** Start **

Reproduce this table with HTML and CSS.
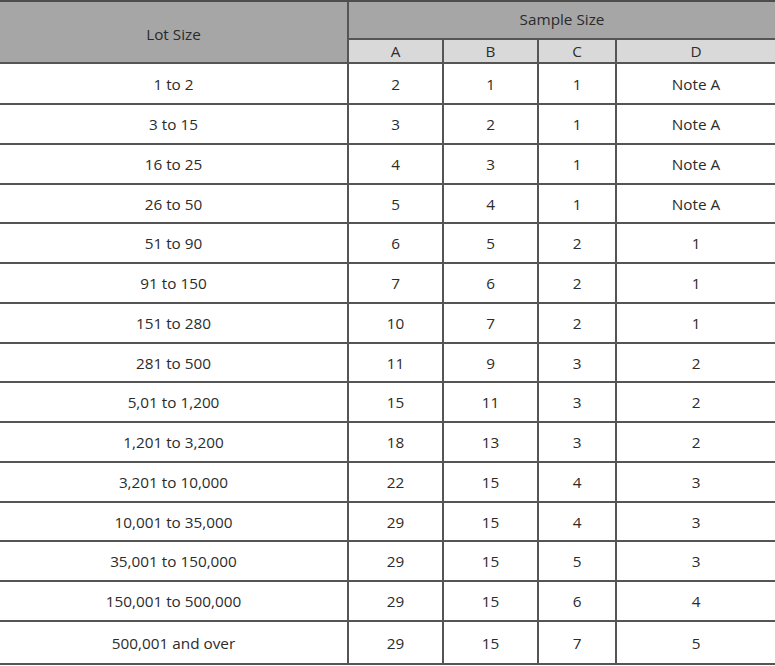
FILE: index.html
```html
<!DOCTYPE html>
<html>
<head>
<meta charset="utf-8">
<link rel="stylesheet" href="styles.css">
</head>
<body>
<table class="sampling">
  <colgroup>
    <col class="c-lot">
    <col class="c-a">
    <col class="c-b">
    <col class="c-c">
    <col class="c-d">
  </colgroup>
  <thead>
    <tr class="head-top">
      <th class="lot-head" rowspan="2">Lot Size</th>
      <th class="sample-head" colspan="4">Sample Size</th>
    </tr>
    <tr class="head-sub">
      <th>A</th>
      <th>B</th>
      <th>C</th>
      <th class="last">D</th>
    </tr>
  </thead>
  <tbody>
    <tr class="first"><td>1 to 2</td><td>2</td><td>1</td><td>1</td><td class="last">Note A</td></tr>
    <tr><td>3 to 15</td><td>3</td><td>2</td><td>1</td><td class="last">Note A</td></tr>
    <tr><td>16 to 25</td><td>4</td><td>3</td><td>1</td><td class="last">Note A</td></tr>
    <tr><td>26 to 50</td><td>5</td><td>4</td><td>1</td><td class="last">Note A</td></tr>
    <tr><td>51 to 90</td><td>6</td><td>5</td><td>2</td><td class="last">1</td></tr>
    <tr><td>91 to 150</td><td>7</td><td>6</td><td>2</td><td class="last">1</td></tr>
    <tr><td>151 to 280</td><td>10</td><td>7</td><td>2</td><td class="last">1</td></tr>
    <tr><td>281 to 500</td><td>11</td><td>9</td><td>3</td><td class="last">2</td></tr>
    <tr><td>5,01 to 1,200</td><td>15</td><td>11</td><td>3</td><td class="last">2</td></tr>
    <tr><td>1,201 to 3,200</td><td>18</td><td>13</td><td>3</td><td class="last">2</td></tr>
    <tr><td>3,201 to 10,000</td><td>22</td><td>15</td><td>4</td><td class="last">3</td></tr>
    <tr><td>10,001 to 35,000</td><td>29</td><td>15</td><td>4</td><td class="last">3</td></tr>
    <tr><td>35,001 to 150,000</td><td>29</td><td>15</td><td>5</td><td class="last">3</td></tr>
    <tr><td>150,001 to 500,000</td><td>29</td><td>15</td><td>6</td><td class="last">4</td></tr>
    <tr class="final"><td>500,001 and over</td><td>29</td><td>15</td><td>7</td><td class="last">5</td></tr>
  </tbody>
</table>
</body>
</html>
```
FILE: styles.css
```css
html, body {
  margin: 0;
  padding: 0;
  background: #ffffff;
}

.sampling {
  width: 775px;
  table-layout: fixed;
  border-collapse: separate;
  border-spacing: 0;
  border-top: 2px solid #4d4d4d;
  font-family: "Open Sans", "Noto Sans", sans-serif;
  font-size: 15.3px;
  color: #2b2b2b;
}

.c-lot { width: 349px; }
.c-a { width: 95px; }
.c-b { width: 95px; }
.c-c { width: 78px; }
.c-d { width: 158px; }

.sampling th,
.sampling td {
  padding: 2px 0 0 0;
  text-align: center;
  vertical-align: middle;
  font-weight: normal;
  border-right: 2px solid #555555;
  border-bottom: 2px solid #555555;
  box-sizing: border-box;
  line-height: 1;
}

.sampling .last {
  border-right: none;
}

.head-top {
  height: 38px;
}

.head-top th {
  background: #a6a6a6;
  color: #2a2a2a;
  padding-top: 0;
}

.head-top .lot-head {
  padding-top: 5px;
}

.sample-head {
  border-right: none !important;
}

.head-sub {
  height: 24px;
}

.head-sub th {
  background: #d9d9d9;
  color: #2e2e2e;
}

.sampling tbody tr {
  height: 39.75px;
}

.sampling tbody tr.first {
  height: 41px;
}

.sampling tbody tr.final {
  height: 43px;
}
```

** End **

[TASK DETAILS]:
Repeat the data exactly, dropping every picture it holds.

[EXPECTED ANSWER]:
Reproduce this table with HTML and CSS.
FILE: index.html
```html
<!DOCTYPE html>
<html>
<head>
<meta charset="utf-8">
<link rel="stylesheet" href="styles.css">
</head>
<body>
<table class="sampling">
  <colgroup>
    <col class="c-lot">
    <col class="c-a">
    <col class="c-b">
    <col class="c-c">
    <col class="c-d">
  </colgroup>
  <thead>
    <tr class="head-top">
      <th class="lot-head" rowspan="2">Lot Size</th>
      <th class="sample-head" colspan="4">Sample Size</th>
    </tr>
    <tr class="head-sub">
      <th>A</th>
      <th>B</th>
      <th>C</th>
      <th class="last">D</th>
    </tr>
  </thead>
  <tbody>
    <tr class="first"><td>1 to 2</td><td>2</td><td>1</td><td>1</td><td class="last">Note A</td></tr>
    <tr><td>3 to 15</td><td>3</td><td>2</td><td>1</td><td class="last">Note A</td></tr>
    <tr><td>16 to 25</td><td>4</td><td>3</td><td>1</td><td class="last">Note A</td></tr>
    <tr><td>26 to 50</td><td>5</td><td>4</td><td>1</td><td class="last">Note A</td></tr>
    <tr><td>51 to 90</td><td>6</td><td>5</td><td>2</td><td class="last">1</td></tr>
    <tr><td>91 to 150</td><td>7</td><td>6</td><td>2</td><td class="last">1</td></tr>
    <tr><td>151 to 280</td><td>10</td><td>7</td><td>2</td><td class="last">1</td></tr>
    <tr><td>281 to 500</td><td>11</td><td>9</td><td>3</td><td class="last">2</td></tr>
    <tr><td>5,01 to 1,200</td><td>15</td><td>11</td><td>3</td><td class="last">2</td></tr>
    <tr><td>1,201 to 3,200</td><td>18</td><td>13</td><td>3</td><td class="last">2</td></tr>
    <tr><td>3,201 to 10,000</td><td>22</td><td>15</td><td>4</td><td class="last">3</td></tr>
    <tr><td>10,001 to 35,000</td><td>29</td><td>15</td><td>4</td><td class="last">3</td></tr>
    <tr><td>35,001 to 150,000</td><td>29</td><td>15</td><td>5</td><td class="last">3</td></tr>
    <tr><td>150,001 to 500,000</td><td>29</td><td>15</td><td>6</td><td class="last">4</td></tr>
    <tr class="final"><td>500,001 and over</td><td>29</td><td>15</td><td>7</td><td class="last">5</td></tr>
  </tbody>
</table>
</body>
</html>
```
FILE: styles.css
```css
html, body {
  margin: 0;
  padding: 0;
  background: #ffffff;
}

.sampling {
  width: 775px;
  table-layout: fixed;
  border-collapse: separate;
  border-spacing: 0;
  border-top: 2px solid #4d4d4d;
  font-family: "Open Sans", "Noto Sans", sans-serif;
  font-size: 15.3px;
  color: #2b2b2b;
}

.c-lot { width: 349px; }
.c-a { width: 95px; }
.c-b { width: 95px; }
.c-c { width: 78px; }
.c-d { width: 158px; }

.sampling th,
.sampling td {
  padding: 2px 0 0 0;
  text-align: center;
  vertical-align: middle;
  font-weight: normal;
  border-right: 2px solid #555555;
  border-bottom: 2px solid #555555;
  box-sizing: border-box;
  line-height: 1;
}

.sampling .last {
  border-right: none;
}

.head-top {
  height: 38px;
}

.head-top th {
  background: #a6a6a6;
  color: #2a2a2a;
  padding-top: 0;
}

.head-top .lot-head {
  padding-top: 5px;
}

.sample-head {
  border-right: none !important;
}

.head-sub {
  height: 24px;
}

.head-sub th {
  background: #d9d9d9;
  color: #2e2e2e;
}

.sampling tbody tr {
  height: 39.75px;
}

.sampling tbody tr.first {
  height: 41px;
}

.sampling tbody tr.final {
  height: 43px;
}
```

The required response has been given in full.